The stadium roof now has more than 10,000 solar panels. Under peak sunlight conditions the panels can produce one million kWh of energy a year, saving 630 tons of carbon dioxide emissions each year.

A simpler way for football teams to reduce greenhouse gas emissions is simply to cut down on waste. Last year, Norway's most successful team, Rosenborg BK, invested around $40,000 in energy-saving measures. It is not a huge investment, but it is enough to make a difference, and the club say the scheme will pay for itself by reducing energy expenditure.

Arne Melan, a member of the club's technical staff, told CNN that Rosenborg have introduced a number of energy-efficiency measures, including a computer system that ensures their automated floodlights are turned off when no one is training and that controls their heating and ventilation systems so that they are only on during office hours.

Melan says another aspect of the club's green ethos is sponsoring a scheme to provide the city of Trondheim with hot water produced by processing municipal waste.

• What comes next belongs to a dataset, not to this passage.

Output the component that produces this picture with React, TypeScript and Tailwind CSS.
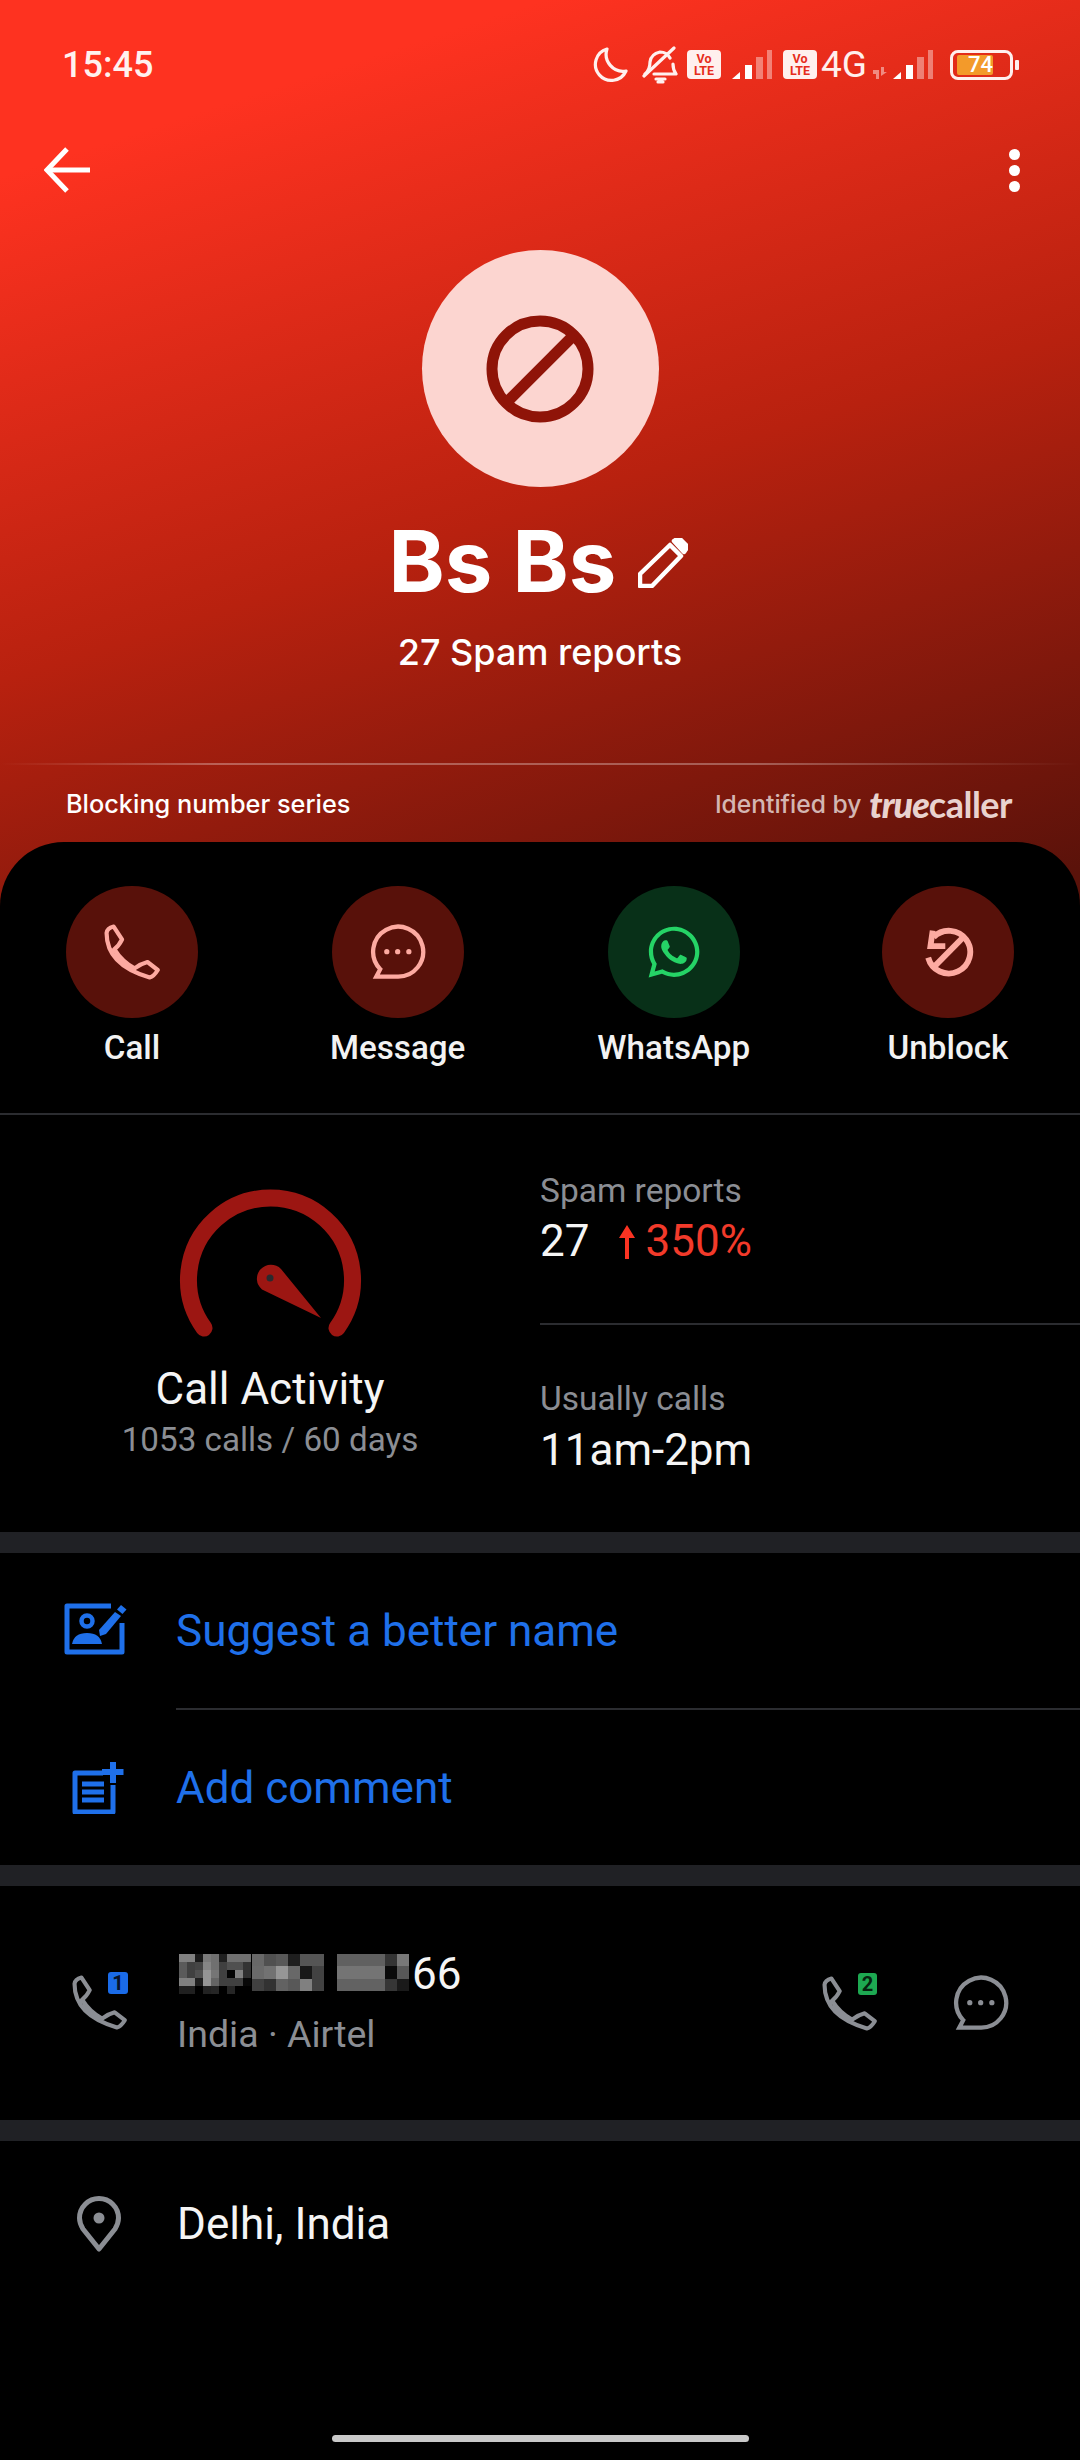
import { FaWhatsapp } from "react-icons/fa";

const roboto = { fontFamily: "Roboto, sans-serif" };

function Phone({ className }: { className: string }) {
  return (
    <svg viewBox="120 102 174 174" className={className} fill="none" stroke="currentColor" strokeWidth="13" strokeLinejoin="round">
      <path d="M150 110 L176 150 Q166 170 152 180 Q175 218 215 240 Q235 225 255 220 L287 245 Q275 265 262 268 Q128 230 128 130 Q130 115 150 110 Z" />
    </svg>
  );
}

function Bubble({ className }: { className: string }) {
  return (
    <svg viewBox="518 104 170 170" className={className} fill="none" stroke="currentColor" strokeWidth="13">
      <path d="M602 264 H537 L549 241 A76 76 0 1 1 602 264 Z" strokeLinejoin="miter" />
      <circle cx="569" cy="188" r="8" fill="currentColor" stroke="none" />
      <circle cx="602" cy="188" r="8" fill="currentColor" stroke="none" />
      <circle cx="636" cy="188" r="8" fill="currentColor" stroke="none" />
    </svg>
  );
}

function Action({ label, bg, children }: { label: string; bg: string; children: React.ReactNode }) {
  return (
    <div className="flex flex-col items-center">
      <div className={`flex h-[132px] w-[132px] items-center justify-center rounded-full ${bg}`}>{children}</div>
      <div className="mt-[10px] text-[33.2px] font-medium leading-[40px] text-[#f2f2f2]">{label}</div>
    </div>
  );
}

function Band() {
  return <div className="h-[21px] bg-[#202125]" />;
}

function Signal({ className }: { className?: string }) {
  return (
    <svg viewBox="0 0 40 30" className={className} fill="#ffffff">
      <path d="M0 29 L8 22 V29 Z" />
      <rect x="13" y="15" width="7" height="14" />
      <rect x="24" y="7" width="7" height="22" opacity="0.4" />
      <rect x="35" y="0" width="5" height="29" opacity="0.4" />
    </svg>
  );
}

function Volte() {
  return (
    <div className="flex h-[29px] w-[34px] flex-col items-center justify-center rounded-[4px] bg-[#fff0ee] text-[12.5px] font-bold leading-[12px] text-[#e62d1c]">
      <span>Vo</span>
      <span>LTE</span>
    </div>
  );
}

const MOSAIC: { x: number; y: number; w: number; h: number; rows: string[][] }[] = [
  {
    x: 2, y: 0, w: 8, h: 8,
    rows: [
      ["80", "80", "18", "7a", "70", "20", "70", "70", "70"],
      ["5a", "40", "45", "85", "70", "40", "50", "50", "34"],
      ["5a", "40", "50", "95", "75", "40", "04", "80", "30"],
      ["80", "80", "20", "95", "65", "40", "40", "40", "08"],
      ["20", "20", "00", "22", "26", "00", "26", "00", "00"],
    ],
  },
  {
    x: 75, y: 0, w: 12, h: 12.3,
    rows: [
      ["68", "50", "58", "1e", "55", "55"],
      ["6a", "72", "96", "68", "18", "42"],
      ["40", "32", "62", "58", "80", "42"],
    ],
  },
  {
    x: 160, y: 0, w: 12, h: 12.3,
    rows: [
      ["60", "60", "60", "60", "34", "78"],
      ["74", "74", "74", "74", "0a", "58"],
      ["62", "62", "62", "62", "36", "1a"],
    ],
  },
];

function Mosaic() {
  return (
    <svg viewBox="0 0 235 40" className="h-[40px] w-[235px]" shapeRendering="crispEdges">
      {MOSAIC.map((g, i) =>
        g.rows.map((row, r) =>
          row.map((v, c) => (
            <rect key={`${i}-${r}-${c}`} x={g.x + c * g.w} y={g.y + r * g.h} width={g.w} height={g.h} fill={`#${v}${v}${v}`} />
          ))
        )
      )}
    </svg>
  );
}

export default function App() {
  return (
    <div className="relative h-[2460px] w-[1080px] overflow-hidden bg-black text-white" style={roboto}>
      <div className="h-[910px] bg-[linear-gradient(162deg,#fe3220_14%,#b8210f_54%,#5a120a_97%)]">
        {/* status bar */}
        <div className="flex h-[130px] items-center pb-[1px] pl-[62px] pr-[61px]">
          <span className="text-[36px] font-medium leading-none text-[#fff1ef]">15:45</span>
          <div className="ml-auto flex items-center text-[#fff0ee]">
            <svg viewBox="0 0 36 36" className="h-[36px] w-[36px]" fill="none" stroke="currentColor" strokeWidth="3.2" strokeLinejoin="round">
              <path d="M15 2 A16 16 0 1 0 34 24 A17 17 0 0 1 15 2 Z" />
            </svg>
            <svg viewBox="0 0 36 38" className="ml-[14px] h-[38px] w-[36px]" fill="none" stroke="currentColor" strokeWidth="3.2" strokeLinecap="round" strokeLinejoin="round">
              <path d="M3 28 Q8 24 8 16 Q9 8 18 6 Q25 6 28 12 M31 18 Q31 24 34 28 H12" />
              <path d="M2 30 L32 2" />
              <path d="M14 33 H23 M16 36 H21" />
            </svg>
            <div className="ml-[9px]"><Volte /></div>
            <Signal className="ml-[11px] h-[30px] w-[40px]" />
            <div className="ml-[11px]"><Volte /></div>
            <span className="ml-[4px] text-[37px] font-normal leading-none">4G</span>
            <svg viewBox="0 0 14 12" className="ml-[6px] mt-[16px] h-[12px] w-[14px]" fill="#ffffff" opacity="0.45">
              <path d="M0 3 H6 V12 H3 V7 H0 Z M8 0 H11 V5 H14 L8 9 Z" />
            </svg>
            <Signal className="ml-[6px] h-[30px] w-[40px]" />
            <div className="relative ml-[17px] flex h-[30px] w-[63px] items-center rounded-[8px] border-[3px] border-[#fff0ee] pl-[4px]">
              <div className="h-[20px] w-[36px] rounded-[2px] bg-[#f39a2a]" />
              <span className="absolute left-[15px] top-[1px] text-[22px] font-medium leading-[22px] text-white">74</span>
            </div>
            <div className="ml-[2px] h-[10px] w-[4px] rounded-[1px] bg-[#fff0ee]" />
          </div>
        </div>
        {/* nav */}
        <div className="mt-[10px] flex h-[60px] items-center justify-between pl-[44px] pr-[60px]">
          <svg viewBox="0 0 46 46" className="h-[46px] w-[46px]" fill="none" stroke="#fff" strokeWidth="5">
            <path d="M46 23 H4" />
            <path d="M23 2 L3 23 L23 44" />
          </svg>
          <div className="flex flex-col gap-[5px]">
            <div className="h-[11px] w-[11px] rounded-full bg-white" />
            <div className="h-[11px] w-[11px] rounded-full bg-white" />
            <div className="h-[11px] w-[11px] rounded-full bg-white" />
          </div>
        </div>
        {/* avatar */}
        <div className="mt-[50px] flex justify-center">
          <div className="flex h-[237px] w-[237px] items-center justify-center rounded-full bg-[#fcd5d0]">
            <svg viewBox="0 0 108 108" className="h-[108px] w-[108px] blur-[0.6px]" fill="none" stroke="#8f1408" strokeWidth="11">
              <circle cx="54" cy="54" r="48" />
              <path d="M20 88 L88 20" />
            </svg>
          </div>
        </div>
        {/* name */}
        <div className="mt-[26px] flex h-[96px] items-center justify-center pr-[3px]" style={{ fontFamily: "Inter, sans-serif" }}>
          <span className="text-[85px] font-bold leading-none text-white">Bs Bs</span>
          <svg viewBox="0 0 50 50" className="ml-[22px] mt-[3px] h-[50px] w-[50px]" fill="none" stroke="#fff" strokeWidth="4.5" strokeLinejoin="round">
            <path d="M2 48 V36 L32 7 L43 18 L14 48 Z" />
            <path d="M36 3 L39 1 Q41 0 43 2 L48 7 Q50 9 48 11 L46 14 Z" fill="#fff" />
          </svg>
        </div>
        <div className="mt-[21px] text-center text-[36px] font-medium leading-[44px] text-white" style={{ fontFamily: "Inter, sans-serif" }}>
          27 Spam reports
        </div>
        {/* line + footer */}
        <div className="mt-[89px] h-[2px] bg-[linear-gradient(90deg,rgba(255,255,255,0)_0%,rgba(255,255,255,0.3)_20%,rgba(255,255,255,0.3)_70%,rgba(255,255,255,0)_100%)]" />
        <div className="mt-[21px] flex items-center justify-between pl-[66px] pr-[68px]" style={{ fontFamily: "Inter, sans-serif" }}>
          <span className="text-[25.3px] font-medium leading-[36px] text-white">Blocking number series</span>
          <span className="flex items-center text-[24.6px] font-medium leading-[36px] text-white/70">
            Identified by
            <span className="ml-[8px] text-[36px] leading-[36px] text-[#e9d2ce]" style={{ fontFamily: "Lato, sans-serif" }}>
              <span className="font-black italic tracking-[-1px]">true</span>
              <span className="font-bold tracking-[-0.5px]">caller</span>
            </span>
          </span>
        </div>
      </div>

      {/* sheet */}
      <div className="relative -mt-[68px] rounded-t-[64px] bg-black">
        <div className="flex justify-between px-[66px] pt-[44px]">
          <Action label="Call" bg="bg-[#58110a]">
            <Phone className="h-[56px] w-[56px] text-[#fdaaa1]" />
          </Action>
          <Action label="Message" bg="bg-[#58110a]">
            <Bubble className="h-[56px] w-[56px] text-[#fdaaa1]" />
          </Action>
          <Action label="WhatsApp" bg="bg-[#083018]">
            <FaWhatsapp className="h-[58px] w-[58px] text-[#25d366]" />
          </Action>
          <Action label="Unblock" bg="bg-[#58110a]">
            <svg viewBox="0 0 24 24" className="h-[54px] w-[54px] text-[#fdaaa1]" fill="none" stroke="currentColor" strokeWidth="2.6">
              <path d="M3.2 14.5 A9.5 9.5 0 1 0 5.6 5.4" />
              <path d="M5.2 2.5 L4.2 9.4 H10.8" />
              <path d="M18.6 5.6 L6 18.4" />
            </svg>
          </Action>
        </div>
        <div className="mt-[45px] h-[2px] bg-[#2b2c30]" />

        {/* stats */}
        <div className="flex h-[417px]">
          <div className="flex w-[540px] flex-col items-center">
            <svg viewBox="0 0 190 160" className="mt-[67px] h-[160px] w-[190px]" fill="none">
              <path d="M29 146 A82 82 0 1 1 162 146" stroke="#9c1612" strokeWidth="17" strokeLinecap="round" />
              <path d="M146 136 L106 87 A14 14 0 1 0 87 107.5 Z" fill="#9c1612" />
              <circle cx="95" cy="96" r="3.5" fill="#2a2a2e" />
            </svg>
            <div className="mt-[21px] text-[44px] leading-[52px] text-[#f5f5f5]">Call Activity</div>
            <div className="mt-[5px] text-[33.2px] leading-[40px] text-[#8b8e94]">1053 calls / 60 days</div>
          </div>
          <div className="flex flex-1 flex-col">
            <div className="h-[210px] border-b-2 border-[#2b2c30] pt-[56px]">
              <div className="text-[33.5px] leading-[40px] text-[#8b8e94]">Spam reports</div>
              <div className="mt-[4px] flex items-center text-[44px] leading-[52px]">
                <span className="text-[#f5f5f5]">27</span>
                <svg viewBox="0 0 16 34" className="ml-[30px] mr-[10px] mt-[2px] h-[34px] w-[16px]" fill="#fb3322">
                  <path d="M8 0 L16 13 H10 V34 H6 V13 H0 Z" />
                </svg>
                <span className="text-[#f23a2a]">350%</span>
              </div>
            </div>
            <div className="pt-[54px]">
              <div className="text-[33.5px] leading-[40px] text-[#8b8e94]">Usually calls</div>
              <div className="mt-[5px] text-[44px] leading-[52px] text-[#f5f5f5]">11am-2pm</div>
            </div>
          </div>
        </div>
        <Band />

        {/* actions */}
        <div className="flex h-[155px] items-center">
          <div className="flex w-[176px] justify-start pl-[64px] pb-[4px]">
            <svg viewBox="0 0 64 52" className="h-[52px] w-[64px] text-[#1f70ea]" fill="none" stroke="currentColor" strokeWidth="5" strokeLinejoin="round">
              <path d="M47 3 H3 V49 H58 V20" />
              <circle cx="23" cy="18" r="5.5" strokeWidth="4.5" />
              <path d="M8 41 Q10 30 23 30 Q36 30 38 41 Z" fill="currentColor" stroke="none" />
              <path d="M35 27 L36 33 L42 31 L57 13 L51 9 Z" fill="currentColor" stroke="none" />
              <path d="M53 6.5 L57 2 L62.5 6.5 L58.5 11 Z" fill="currentColor" stroke="none" />
            </svg>
          </div>
          <span className="text-[44px] leading-[52px] text-[#1f70ea]">Suggest a better name</span>
        </div>
        <div className="ml-[176px] h-[2px] bg-[#2b2c30]" />
        <div className="flex h-[155px] items-center">
          <div className="flex w-[176px] justify-start pl-[72px]">
            <svg viewBox="0 0 52 52" className="h-[52px] w-[52px] text-[#1f70ea]" fill="none" stroke="currentColor" strokeWidth="5" strokeLinejoin="round">
              <path d="M31 11 H3 V50 H41 V23" />
              <path d="M10 22 H32 M10 30 H32 M10 38 H32" strokeWidth="5" />
              <path d="M30 10 H51.5 M41 0 V21" strokeWidth="6" />
            </svg>
          </div>
          <span className="text-[44px] leading-[52px] text-[#1f70ea]">Add comment</span>
        </div>
        <Band />

        {/* number */}
        <div className="flex h-[234px] items-center pr-[71px]">
          <div className="relative ml-[72px] mt-[-2px] h-[54px] w-[55px]">
            <Phone className="h-[55px] w-[55px] text-[#8b8e94]" />
            <div className="absolute -top-[3px] left-[36px] flex h-[22px] w-[20px] items-center justify-center rounded-[3px] bg-[#1a6be8] text-[20px] font-bold leading-none text-[#06122a]">1</div>
          </div>
          <div className="ml-[50px] mt-[2px] flex flex-col">
            <div className="flex items-start">
              <Mosaic />
              <span className="text-[44px] leading-[40px] text-[#f5f5f5]">66</span>
            </div>
            <span className="mt-[20px] text-[37.5px] leading-[40px] text-[#8b8e94]">India · Airtel</span>
          </div>
          <div className="relative ml-auto h-[54px] w-[55px]">
            <Phone className="h-[55px] w-[55px] text-[#8b8e94]" />
            <div className="absolute -top-[3px] left-[36px] flex h-[22px] w-[19px] items-center justify-center rounded-[3px] bg-[#1da851] text-[20px] font-bold leading-none text-[#06220f]">2</div>
          </div>
          <Bubble className="ml-[76px] h-[56px] w-[56px] text-[#8b8e94]" />
        </div>
        <Band />

        {/* location */}
        <div className="flex h-[166px] items-center">
          <svg viewBox="0 0 44 56" className="ml-[77px] h-[56px] w-[44px] text-[#8b8e94]" fill="none" stroke="currentColor" strokeWidth="5" strokeLinejoin="round">
            <path d="M22 53 L6 33 Q2.5 27 2.5 22 A19.5 19.5 0 0 1 41.5 22 Q41.5 27 38 33 Z" />
            <circle cx="22" cy="22" r="5.5" fill="currentColor" stroke="none" />
          </svg>
          <span className="ml-[56px] text-[44px] leading-[52px] text-[#f5f5f5]">Delhi, India</span>
        </div>
      </div>

      {/* home indicator */}
      <div className="absolute bottom-[18px] left-[332px] h-[7px] w-[417px] rounded-full bg-[#c9c9c9]" />
    </div>
  );
}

When it comes to waste, it is the seemingly innocuous football pitch that is the worst offender. "Ethical Consumer" estimates that it takes an astonishing 20,000 liters of water per day to maintain a football pitch in the English Premier League, and at Camp Nou, home of Champions League winners Barcelona, up to 54,000 liters of water are needed to irrigate the pitch on a hot day.

But some teams are starting to reduce water consumption. German club Nuremberg has a cistern that can hold 1,000 cubic meters of water at its home ground. The cistern stores rainwater that can be used to irrigate the pitch, but compared to most clubs' water consumption, it is just a drop in the ocean.

In countries with drier climates even more water is needed to irrigate football pitches, but in these countries water is often too scarce to be used to maintain a lush playing surface. FIFA is helping address this problem with its "Win in Africa, With Africa" initiative. Among its aims is a plan to build an international-standard artificial pitch in every African country outside of South Africa.

Football will probably have to wait until the next generation of stadiums are built for features like solar panels, wind turbines and rainwater cisterns to become commonplace. Perhaps then the pitch won't be the greenest thing in football.